5.Тема «неописуемого» человека и образуемого им «неописуемого сообщества» входит в европейское самосознание благодаря работам Киркегора, Ницше, Хайдеггера, Ортеги-и-Гассета. Свою лепту в обсуждение проблемы вносит французская философская и социологическая мысль (Арон, Батай, Бланшо, Нанси и т.д.). Последняя приходит к выводу о конце, смерти социального, заменяемого «молчаливым большинством» — массой, ничем не отличающейся от животных 2.
6. Принцип трех «К» заключает проблему человеческого бытия в определенный режим, смысл которого в том, что «… нечто еще нужно (снова и снова) превращать в ситуацию, поддающуюся осмысленной оценке и решению в бытийственных терминах этики и личностного достоинства, в ситуацию свободы или отказа от нее как одной из ее же возможностей». Таким образом, моральность — это не торжество определенной морали, а способность воспроизводства ситуаций, уникальность и полнота которых может быть описана моральными понятиям. При этом «когито» предстает не только в статусе обоснования рационалистического метода, но и как начало новоевропейской онтологии, имплицитно включающей в себя метафизическое обоснование личности и морали.

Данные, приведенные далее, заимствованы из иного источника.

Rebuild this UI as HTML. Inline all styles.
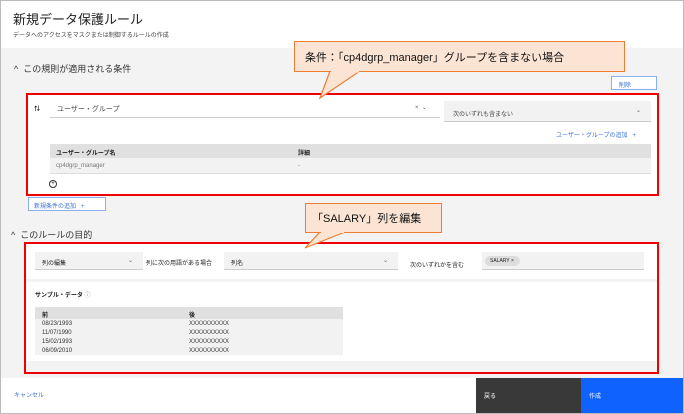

7. Оппозицией описываемому типу философствования предстает концепция Рорти 3, подвергающая резкой критике европейскую метафизику с ее поиском всеобщих и неизменных свойств бытия. Уверенность в существовании единой природы мира и человека, питающая гносеологический оптимизм, Рорти относит к числу величайших заблуждений. Только идея творца, безмерно превосходящего мир и человечество, могла быть связующей нитью допущения универсальных и вечных законов бытия и предположения о наличии неких единых глубинных пластов, в равной мере присущих всем людям. Иллюзия универсализма — источник выводов о катастрофическом состоянии современного мира и человека.
- [1] Мамардашвили М.К. Сознание и цивилизация. Человек в системе наук. М., 1989. С. 318.
- [2] Бодрийяр Ж. В тени молчаливого большинства или конец социального. Екатеринбург, 2000. С. 39.
- [3] Rorty R. Contingency, Irony and Solidarity. N.Y., 1990.